The next morning I continued around 100km north on the Trakt before turning off and following a good gravel road 100km west to the town of Ust Kan. From Ust Kan I then made my way north on several hundred kilometers of dirt and gravel roads to Petrovlovskae where a Russian insisted on paying for my dinner at a cafe. This route was recommended to me by a fellow rider as the shortest route between the Altai and the easternmost border crossing with Kazakhstan – it was also far more interesting than taking the main roads. The route passed through many small villages, the Altai people still live a traditional lifestyle and are mostly herders. Camped just outside the town next to a river, it was thankfully noticeably warmer at night now that I was at a lower elevation. Awoke early as I wanted to give myself plenty of time for the border crossing and was on the road by 8:00. The road continued on mostly gravel and bad pavement and in a very short moment of inattention I found the bike airborne and myself launched off the seat! Fortunately I remembered to hold on the bars and my feet stayed on the pegs so I was able to keep control of the bike. A good reminder that you can't take your eyes off the road for even a second!!

The rough roads had dislodged one of the wires between my heated jacket plug and the fuse box so I was forced to stop at a cafe to take off the luggage and seat and fix it. I was very quickly reminded of why I almost never stop to work on the bike in villages or cafes/fuel stations, instead preferring to do it in an isolated spot off the road. A car load of very drunk Russians came over and immediately started bombarding me with questions and inspecting the bike. After about fifteen minutes of this I was starting to lose my patience, it wasn't yet 9:00 and I wasn't in the mood to deal with a bunch of drunks. Fortunately they drove off after not too much longer... and of course these are the idiots you encounter while riding. Although Russia has very strict laws against drinking and driving that doesn't seem to deter people, and its not unusual to see drivers drinking vodka at roadside cafes during lunch or picking up a bottle for the road.

After fixing the wire I continued on gravel roads through an agricultural region until I reached the border. Kazakhstan and Russia have a customs union and the border crossing was painless, there were only a few cars ahead of me and the officials on both sides were very friendly and professional. The Kazakh border guard even serenaded me with American pop songs while stamping my passport!



From the Kazakh border it was a three day ride to Almaty, a modern and pleasant city, with attractive, broad tree lined avenues filled with speeding luxury SUVs. It also has excellent restaurants and cafes and I took advantage of the city's multiethic population to sample some Korean and Indian food. A welcome break from Russian cuisine.

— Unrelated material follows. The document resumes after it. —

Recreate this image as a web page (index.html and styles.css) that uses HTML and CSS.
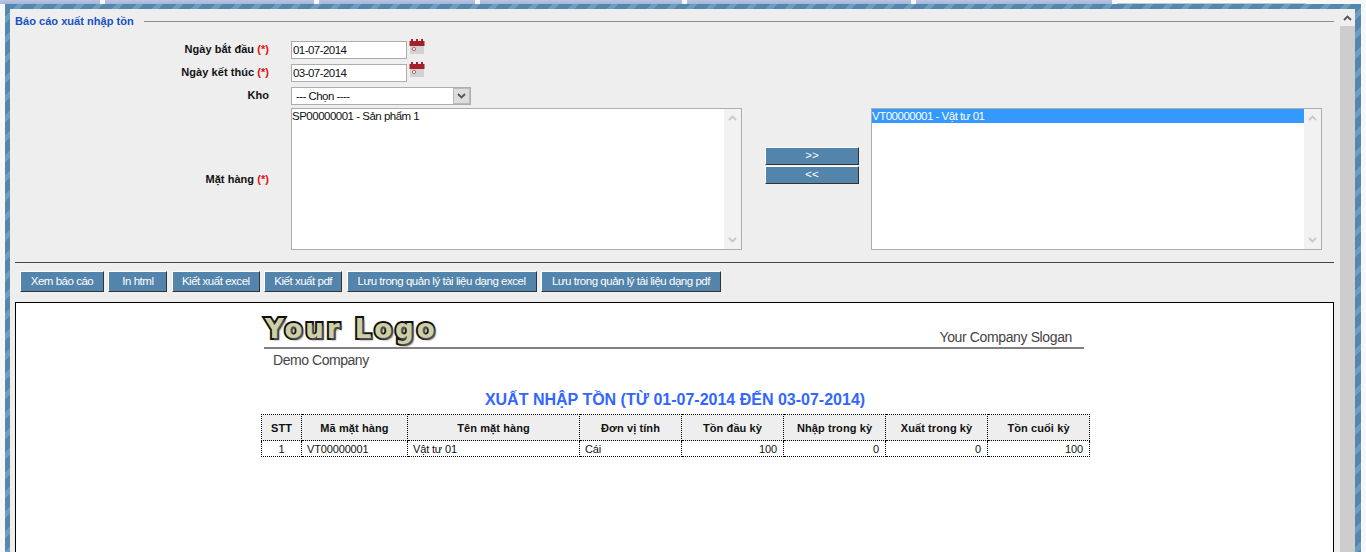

I had neglected to register my Kazakh visa with the local authorities within the required five days and to register late or be caught without registration would subject me to a fine so I decided to leave Almaty after only two nights in the hope that the border guards would overlook the lack of registration or at least be more lenient.

No problems exiting Kazakhstan even without the registration (and a license plate which fell off somewhere in Russia!) and incredibly on the Kyrgyz side I didn't have to make a customs declaration or fill out any temporary import documents for the motorcycle. They simply stamped my passport and waved me on.

Within a few hours I found myself in Bishkek where I ended up spending four nights. There is a very little going on in the city, but it is a pleasant place to spend a few days and I stayed at an excellent guesthouse that attracted an interesting crowd of travelers, including several cyclists who had been on the road between 6 and 18 months!